A day before a Senate panel hears former FBI Director James Comey's first public account of his dramatic firing, lawmakers will question senior members of President Donald Trump's national security team about surveillance law and are expected to ask whether the president has tried to influence investigations into Russia's election meddling and possible coordination with the Trump campaign.
Two of the four national security executives scheduled to testify before the Senate intelligence committee Wednesday were reportedly asked by Trump to publicly state that there was no evidence of collusion between Moscow and the Trump campaign. Director of National Intelligence Dan Coats has declined to answer questions about this publicly.
House Armed Services committee lawmakers did not raise the issue when National Security Agency Director Adm. Mike Rogers recently appeared before a subcommittee hearing on cyber issues.
The back-to-back hearings come as the White House grapples with the fallout from Comey's firing, which led to the appointment of a special counsel to take over the Russia investigation in an effort to prevent even the appearance of Oval Office interference.
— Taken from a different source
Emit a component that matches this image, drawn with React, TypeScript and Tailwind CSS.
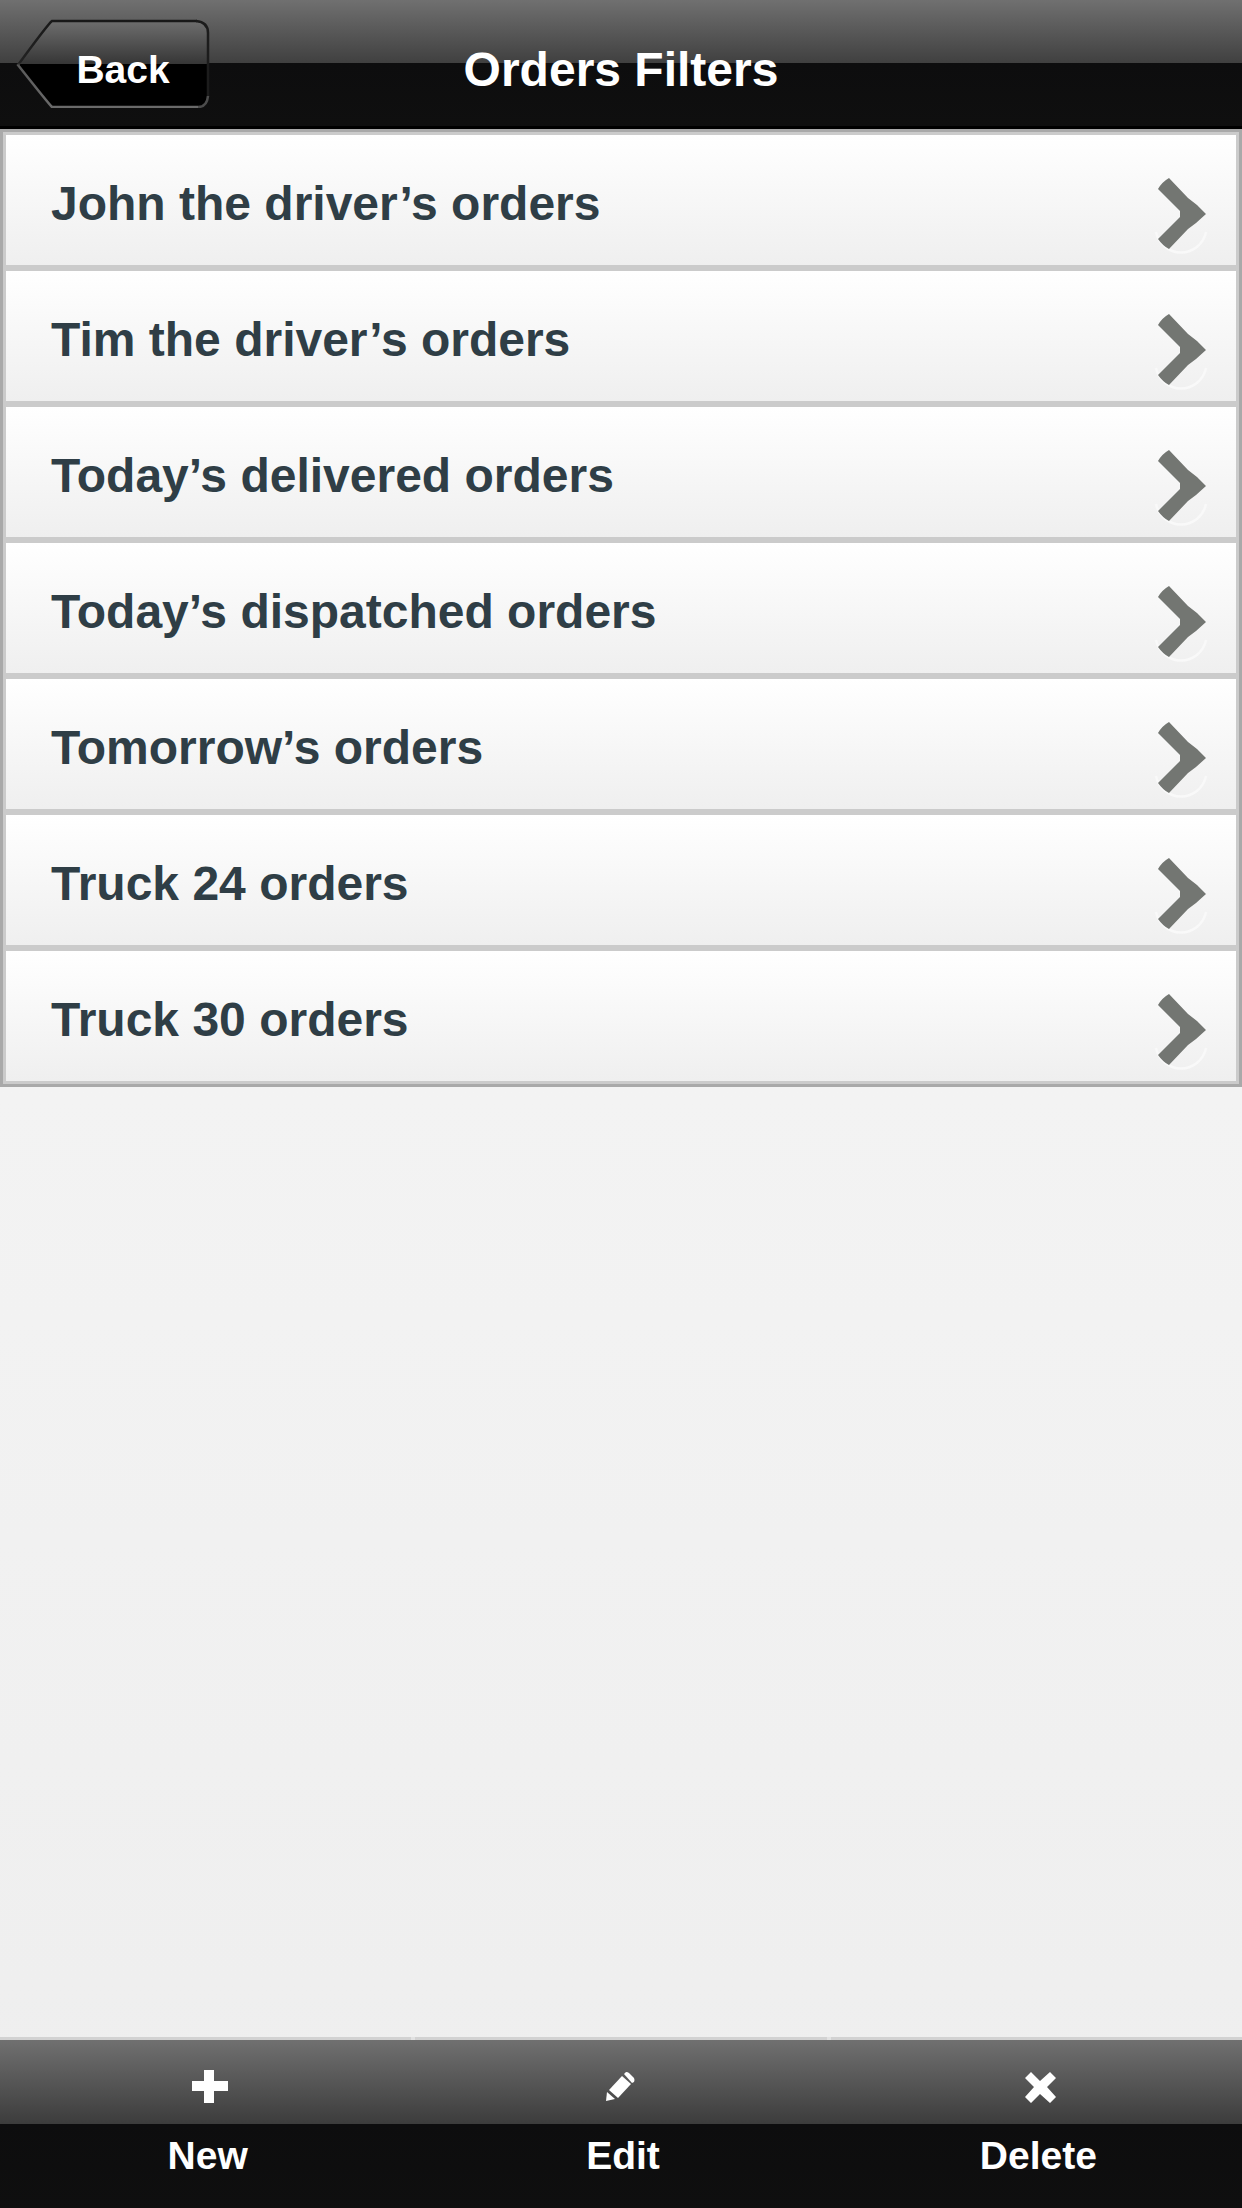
import { type ReactNode } from 'react';

const filters = [
    'John the driver’s orders',
    'Tim the driver’s orders',
    'Today’s delivered orders',
    'Today’s dispatched orders',
    'Tomorrow’s orders',
    'Truck 24 orders',
    'Truck 30 orders',
];

function BackButton() {
    return (
        <button className="relative ml-4 h-[90px] w-[194px] pl-5 text-[39px] leading-[44px] font-bold text-white">
            {/* Arrow shaped plate behind the label */}
            <svg viewBox="0 0 194 90" className="absolute inset-0 h-full w-full" aria-hidden="true">
                <defs>
                    <linearGradient id="plate" x1="0" y1="0" x2="0" y2="1">
                        <stop offset="0" stopColor="#6e6e6e" />
                        <stop offset="0.5" stopColor="#363636" />
                        <stop offset="0.5" stopColor="#000" />
                        <stop offset="1" stopColor="#000" />
                    </linearGradient>
                    <linearGradient id="plateEdge" gradientUnits="userSpaceOnUse" x1="0" y1="0" x2="0" y2="90">
                        <stop offset="0" stopColor="#181818" />
                        <stop offset="0.5" stopColor="#222" />
                        <stop offset="0.53" stopColor="#5a5a5a" />
                        <stop offset="1" stopColor="#6a6a6a" />
                    </linearGradient>
                </defs>
                <path d="M36 3H181Q192 4 192 15V79Q191 89 182 89H36Q32 85 2 47Q32 6 36 3Z" fill="url(#plate)" />
                <path d="M182 89H36Q32 85 2 47Q32 6 36 3H181" fill="none" stroke="url(#plateEdge)" strokeWidth="2.5" />
                <path d="M180 3Q192 4 192 15V79" fill="none" stroke="#1c1c1c" strokeWidth="2.5" />
                <path d="M192 78Q191 89 182 89" fill="none" stroke="#4c4c4c" strokeWidth="2.5" />
            </svg>
            <span className="relative block pt-3.5">Back</span>
        </button>
    );
}

function Chevron() {
    return (
        <svg viewBox="0 0 54 84" className="mt-7 h-[84px] w-[54px] shrink-0" aria-hidden="true">
            <path d="M2 60A25.5 25.5 0 0 0 52 60" fill="none" stroke="#f9f9f9" strokeWidth="2.5" />
            <path d="M4 17Q8 10 15 6L34 26L43 33L52 42L42 51L34 57L15 77Q9 74 4 67L26 45V39Z" fill="#737672" />
        </svg>
    );
}

function TabButton({ label, children }: { label: string; children: ReactNode }) {
    return (
        <button className="flex flex-col items-center border-t-3 border-[#d2d2d2] pl-1 text-[39px] leading-[44px] font-bold text-white">
            <span className="flex h-[84px] items-center justify-center pt-3">
                <svg viewBox="0 0 40 40" className="h-10 w-10" fill="#fff" aria-hidden="true">
                    {children}
                </svg>
            </span>
            <span className="h-[84px] pt-2.5">{label}</span>
        </button>
    );
}

export default function App() {
    return (
        <div className="flex min-h-screen flex-col bg-linear-to-b from-[#f8f8f8] to-[#eeeeee] font-['Liberation_Sans',Arial,sans-serif]">
            <header className="grid h-[129px] grid-cols-[1fr_auto_1fr] items-center border-b-3 border-black bg-[linear-gradient(#707070_0px,#404040_63px,#0d0d0e_63px,#0f0f0f_126px)]">
                <BackButton />
                <h1 className="pt-3.5 text-[48px] leading-[56px] font-bold text-white">Orders Filters</h1>
            </header>

            <main className="flex-1">
                <ul className="flex flex-col gap-1.5 border-3 border-[#a9a9a9] bg-[#cbcbcb] p-[3px]">
                    {filters.map((name) => (
                        <li key={name}>
                            <a
                                href="#"
                                className="flex h-[130px] items-center justify-between bg-linear-to-b from-white to-[#efefef] pr-7 pl-[45px] text-[48px] leading-[56px] font-bold text-[#2f3e46]"
                            >
                                <span className="pt-2">{name}</span>
                                <Chevron />
                            </a>
                        </li>
                    ))}
                </ul>
            </main>

            {/* The gaps show up as light notches in the top edge of the bar */}
            <nav className="grid grid-cols-3 gap-1 bg-[linear-gradient(#e2e2e2_3px,#707070_3px,#3c3c3c_87px,#0d0d0e_87px,#0f0f0f_100%)]">
                <TabButton label="New">
                    <path d="M16 2H26V13H40V23H26V35H16V23H4V13H16Z" />
                </TabButton>
                <TabButton label="Edit">
                    <path d="M21 6L23 4Q25 4 26 5L31 10Q32 12 31 14L29 15Z" />
                    <path d="M19 8L28 16L15 30L6 22Z" />
                    <path d="M4 24L12 31L3 33Z" />
                </TabButton>
                <TabButton label="Delete">
                    <path d="M13 4L22 13L32 4L38 10L29 19L38 29L32 35L22 26L13 35L7 29L16 19L7 10Z" />
                </TabButton>
            </nav>
        </div>
    );
}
Russia's role in the 2016 presidential election, and ensuing congressional and FBI investigations into Moscow's ties with Trump associates has dogged the president since he took office.
White House officials had weighed trying to block Comey from testifying on Thursday by arguing that his discussions with the president pertained to national security and that there was an expectation of privacy. However, officials ultimately concluded that the optics of taking that step would be worse than the risk of letting the former FBI director testify freely.
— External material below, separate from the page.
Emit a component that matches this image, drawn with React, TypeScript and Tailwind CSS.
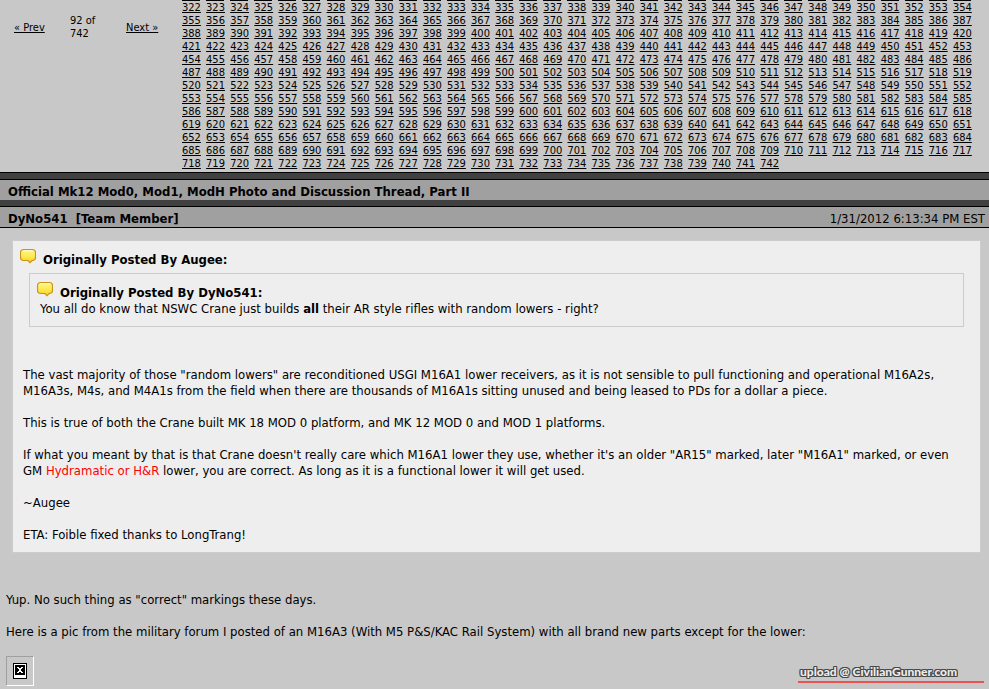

Early Wednesday, Trump announced his pick to succeed Comey at the FBI — Chrstopher Wray, a former Justice Department official who served as New Jersey Gov. Chris Christie's lawyer during the George Washington Bridge lane-closing investigation.
The chairman off the Senate intelligence committee, GOP. Sen Richard Burr of North Carolina, said Tuesday that he will focus on reauthorizing a key portion of a U.S. surveillance law that is set to expire later this year. Burr said reauthorizing this authority "is an important issue, and so that's where my focus will be."
While the intended focus of Wednesday's hearing is the foreign intelligence surveillance law, other senators have said they plan to question Coats, Rogers, Acting FBI Director Andrew McCabe and Deputy Attorney General Rod Rosenstein about whether the president intended to derail the Russia investigation when he fired Comey.
"That was an attack on American institutions," Democratic Sen. Ron Wyden, of Oregon, said Tuesday. He said the lawmakers will likely try to flesh out Trump's actions.
Trump has consistently pushed back against suggestions that his campaign coordinated with Russia and has called the investigation a hoax.
Trump's son, Eric Trump, repeated that claim Tuesday in an interview with ABC News. Eric Trump said the allegations that his father's campaign colluded with Russia is "the greatest hoax of all time."